Son yıllarda “no-code” platformlar, kod yazmadan uygulama geliştirmeyi vaat ediyor. Bu araçlar, küçük ölçekli işletmeler için pratik çözümler sunsa da kompleks sistemlerde yetersiz kalıyor. Örneğin, bir no-code aracıyla basit bir e-ticaret sitesi kurabilirsiniz, ancak yerli bir arama motoru veya otonom bir drone yazılımı geliştiremezsiniz. Üstelik bu platformların kendisi bile arka planda kodla çalışıyor. Kısacası, no-code araçlar ancak kod bilgisi olan toplumlarda anlamlı bir destek rolü üstlenebilir.
Eğitim: Hamlenin Olmazsa Olmazı
Teknoloji hamlesi, nitelikli insan kaynağı olmadan düşünülemez. Hindistan’ın yazılım devi haline gelmesi, 1980’lerde başlattığı bilgisayar mühendisliği odaklı eğitim reformlarıyla mümkün oldu. Türkiye’de de son yıllarda kodlama derslerinin ilköğretime kadar inmesi, gelecek için umut verici. Ancak eğitim sadece “kod yazmayı öğretmekle” sınırlı kalmamalı. Algoritmik düşünce, veri analizi ve siber güvenlik gibi alanlarda da derinleşmek şart.
Kod, Tek Başına Yeterli Değil!
Elbette teknolojik atılım yalnızca kodla gerçekleşmez. Fiziksel altyapı (5G ağları, veri merkezleri), hukuki düzenlemeler (veri gizliliği yasaları) ve girişimcilik ekosistemi (teknokentler, risk sermayesi) de en az yazılım kadar önemli. Örneğin, Estonya’nın dijital devlet modeli, yalnızca kodla değil, şeffaf yönetim anlayışıyla hayat buldu. Ancak tüm bu bileşenlerin merkezinde yine “teknoloji üretme becerisi” yatıyor.

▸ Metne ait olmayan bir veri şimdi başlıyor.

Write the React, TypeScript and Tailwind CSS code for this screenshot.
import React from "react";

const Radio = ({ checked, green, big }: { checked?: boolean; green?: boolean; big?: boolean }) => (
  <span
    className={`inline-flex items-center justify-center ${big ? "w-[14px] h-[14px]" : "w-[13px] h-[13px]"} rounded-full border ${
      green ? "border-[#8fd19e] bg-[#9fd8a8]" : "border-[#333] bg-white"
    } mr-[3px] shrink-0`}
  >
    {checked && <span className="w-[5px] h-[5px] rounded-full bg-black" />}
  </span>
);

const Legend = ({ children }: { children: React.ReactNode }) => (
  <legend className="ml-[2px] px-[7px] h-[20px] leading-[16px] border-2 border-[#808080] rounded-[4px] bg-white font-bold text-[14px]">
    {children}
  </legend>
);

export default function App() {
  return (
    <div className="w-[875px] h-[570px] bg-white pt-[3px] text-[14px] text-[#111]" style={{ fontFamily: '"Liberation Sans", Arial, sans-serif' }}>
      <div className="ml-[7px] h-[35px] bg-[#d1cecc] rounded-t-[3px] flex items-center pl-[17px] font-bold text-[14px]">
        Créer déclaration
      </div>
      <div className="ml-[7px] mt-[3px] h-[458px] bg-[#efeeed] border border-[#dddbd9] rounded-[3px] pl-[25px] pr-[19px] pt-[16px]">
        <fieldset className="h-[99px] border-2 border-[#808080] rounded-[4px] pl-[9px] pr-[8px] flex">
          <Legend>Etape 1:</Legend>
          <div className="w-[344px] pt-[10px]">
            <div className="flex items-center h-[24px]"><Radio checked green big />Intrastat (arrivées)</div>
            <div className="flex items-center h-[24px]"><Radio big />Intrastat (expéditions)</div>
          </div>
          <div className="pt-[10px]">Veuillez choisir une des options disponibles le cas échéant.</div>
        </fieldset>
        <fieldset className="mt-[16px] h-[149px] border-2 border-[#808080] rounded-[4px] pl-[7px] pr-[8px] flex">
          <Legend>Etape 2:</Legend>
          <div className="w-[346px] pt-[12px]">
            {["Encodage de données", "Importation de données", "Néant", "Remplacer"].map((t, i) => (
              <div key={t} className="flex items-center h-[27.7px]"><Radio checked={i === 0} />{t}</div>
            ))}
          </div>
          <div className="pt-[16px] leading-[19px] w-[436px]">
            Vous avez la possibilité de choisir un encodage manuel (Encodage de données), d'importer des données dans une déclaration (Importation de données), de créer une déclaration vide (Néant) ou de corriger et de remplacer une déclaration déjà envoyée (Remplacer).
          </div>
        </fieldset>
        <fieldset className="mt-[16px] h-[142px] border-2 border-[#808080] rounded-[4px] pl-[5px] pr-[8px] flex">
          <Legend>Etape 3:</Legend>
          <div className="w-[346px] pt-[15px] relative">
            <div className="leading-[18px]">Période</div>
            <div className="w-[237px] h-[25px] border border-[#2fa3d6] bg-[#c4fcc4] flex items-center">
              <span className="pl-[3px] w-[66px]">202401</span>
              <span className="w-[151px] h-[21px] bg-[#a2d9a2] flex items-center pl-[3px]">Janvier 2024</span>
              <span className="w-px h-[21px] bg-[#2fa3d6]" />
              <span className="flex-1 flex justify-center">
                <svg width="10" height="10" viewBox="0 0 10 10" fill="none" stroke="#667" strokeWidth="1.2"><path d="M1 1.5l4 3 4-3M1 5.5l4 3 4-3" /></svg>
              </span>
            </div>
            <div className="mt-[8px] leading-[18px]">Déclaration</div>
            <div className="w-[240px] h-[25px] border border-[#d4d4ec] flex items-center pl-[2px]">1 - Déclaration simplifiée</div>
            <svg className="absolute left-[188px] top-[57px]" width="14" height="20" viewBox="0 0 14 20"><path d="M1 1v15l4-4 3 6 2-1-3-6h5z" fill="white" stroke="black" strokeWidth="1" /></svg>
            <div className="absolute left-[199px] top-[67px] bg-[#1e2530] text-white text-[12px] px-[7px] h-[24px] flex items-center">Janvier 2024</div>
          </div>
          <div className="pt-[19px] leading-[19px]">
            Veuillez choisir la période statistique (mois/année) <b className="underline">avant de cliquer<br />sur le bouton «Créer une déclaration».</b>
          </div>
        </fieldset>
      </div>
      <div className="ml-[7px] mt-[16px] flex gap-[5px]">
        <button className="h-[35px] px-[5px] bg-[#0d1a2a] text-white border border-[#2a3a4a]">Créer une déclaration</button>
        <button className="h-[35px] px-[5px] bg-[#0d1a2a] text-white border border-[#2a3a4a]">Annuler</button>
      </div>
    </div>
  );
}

Sonuç: Dijital Özgürlük İçin Kod Şart
Kod yazmak, teknoloji hamlesinde bir seçenek değil, zorunluluk. Hazır çözümlere bel bağlamak, dijital köleliğe davetiye çıkarmaktır. Ancak bu, her bireyin kod yazması gerektiği anlamına da gelmiyor. Kritik olan, toplumun teknoloji üretme kapasitesini geliştirmek ve stratejik alanlarda özgün yazılımlar ortaya koyabilmek. Unutmayalım: Teknoloji tüketen değil, üreten olmak istiyorsak, kodlamayı öğrenmek ve öğretmekten başka çaremiz yok.